Dugaan Penyimpangan Pengadaan Sapi Desa Tahun 2020, Uang Penjualan Belum Masuk Kas Desa
Kebumen, Koranjateng.com – Program pengadaan sapi desa Sidorejo kecamatan Ambal Kabupaten Kebumen tahun 2020 mulai disorot publik setelah muncul dugaan penyimpangan dalam pengelolaan aset desa. Berdasarkan data yang dihimpun, setiap kepala dusun (kadus) dijatah dua ekor sapi. Namun, distribusi tersebut tidak berjalan sesuai rencana.
Di wilayah 1, hanya diberikan satu ekor sapi karena tidak ada warga yang bersedia memelihara. Satu kuota lainnya dialihkan ke wilayah 2. Ironisnya, sapi yang tetap diberikan ke wilayah 1 justru dijual seharga Rp11 juta.
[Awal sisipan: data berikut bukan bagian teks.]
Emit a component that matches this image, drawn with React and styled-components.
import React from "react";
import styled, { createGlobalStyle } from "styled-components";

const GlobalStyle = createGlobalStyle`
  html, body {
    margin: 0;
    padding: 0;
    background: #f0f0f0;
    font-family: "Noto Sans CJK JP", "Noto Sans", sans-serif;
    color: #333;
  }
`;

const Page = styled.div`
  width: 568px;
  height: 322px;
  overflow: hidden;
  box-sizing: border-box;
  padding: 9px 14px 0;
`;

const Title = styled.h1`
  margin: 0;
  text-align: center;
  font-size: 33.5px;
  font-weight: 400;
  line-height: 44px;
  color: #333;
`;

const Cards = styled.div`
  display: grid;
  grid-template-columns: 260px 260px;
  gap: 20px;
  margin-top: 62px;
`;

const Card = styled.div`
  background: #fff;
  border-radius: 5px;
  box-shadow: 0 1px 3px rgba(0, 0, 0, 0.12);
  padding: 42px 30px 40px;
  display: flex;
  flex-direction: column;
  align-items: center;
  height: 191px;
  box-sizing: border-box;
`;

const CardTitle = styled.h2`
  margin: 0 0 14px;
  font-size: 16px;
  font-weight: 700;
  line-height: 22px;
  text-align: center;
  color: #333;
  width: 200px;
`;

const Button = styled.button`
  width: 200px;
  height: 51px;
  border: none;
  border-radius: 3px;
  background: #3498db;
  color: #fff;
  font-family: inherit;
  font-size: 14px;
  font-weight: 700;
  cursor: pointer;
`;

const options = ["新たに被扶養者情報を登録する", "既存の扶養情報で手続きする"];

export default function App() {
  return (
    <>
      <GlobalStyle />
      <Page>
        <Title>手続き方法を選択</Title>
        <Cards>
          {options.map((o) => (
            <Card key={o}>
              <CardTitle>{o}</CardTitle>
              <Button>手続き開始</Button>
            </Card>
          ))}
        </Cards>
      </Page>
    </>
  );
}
Sekretaris desa (sekdes) kala itu menegaskan bahwa uang hasil penjualan sapi diminta langsung oleh kepala desa. “Memang benar sapi yang di wilayah 1 dijual, harganya sebelas juta rupiah. Uang hasil penjualannya waktu itu diminta langsung oleh pak kades,” ungkap sekdes.
Kades Akui, Dana Dititipkan
Saat dikonfirmasi, kepala desa membenarkan penjualan sapi tersebut. Namun ia menyebut uangnya telah dititipkan ke kaur keuangan desa. “Saya akui sapi itu dijual, uangnya dititipkan ke kaur keuangan. Tapi memang belum sempat dimasukkan ke rekening desa,” jelas kades.
Hingga kini, dana Rp11 juta tersebut belum tercatat dalam kas desa dan tidak ada berita acara resmi mengenai penjualan. Ketiadaan laporan tertulis menimbulkan tanda tanya besar terkait transparansi dan akuntabilitas pengelolaan aset desa.
Warga Pertanyakan Transparansi
Sejumlah warga mulai menyuarakan keresahan. “Kalau sapi dijual, uangnya harus jelas masuk ke rekening desa, bukan dikelola pribadi. Kalau tidak ada berita acara, itu bisa menimbulkan dugaan macam-macam,” kata salah satu tokoh masyarakat.
Potensi Pelanggaran Hukum
Pengamat tata kelola desa menilai, kasus ini berpotensi melanggar aturan. Berdasarkan Undang-Undang Nomor 6 Tahun 2014 tentang Desa, seluruh aset desa wajib dicatat dan dikelola secara transparan. Penjualan aset tanpa mekanisme resmi bisa dianggap pelanggaran administrasi, bahkan berpotensi masuk ranah tindak pidana korupsi jika menimbulkan kerugian negara.
“Jika uang hasil penjualan aset desa tidak disetorkan ke kas desa, itu bisa masuk ranah tindak pidana korupsi sesuai UU Tipikor. Apalagi jika tidak ada laporan pertanggungjawaban resmi,” ujar seorang praktisi hukum yang dimintai pendapat.
Kasus ini diperkirakan akan menjadi sorotan aparat pengawas, mengingat menyangkut pengelolaan aset desa yang seharusnya digunakan untuk kepentingan masyarakat.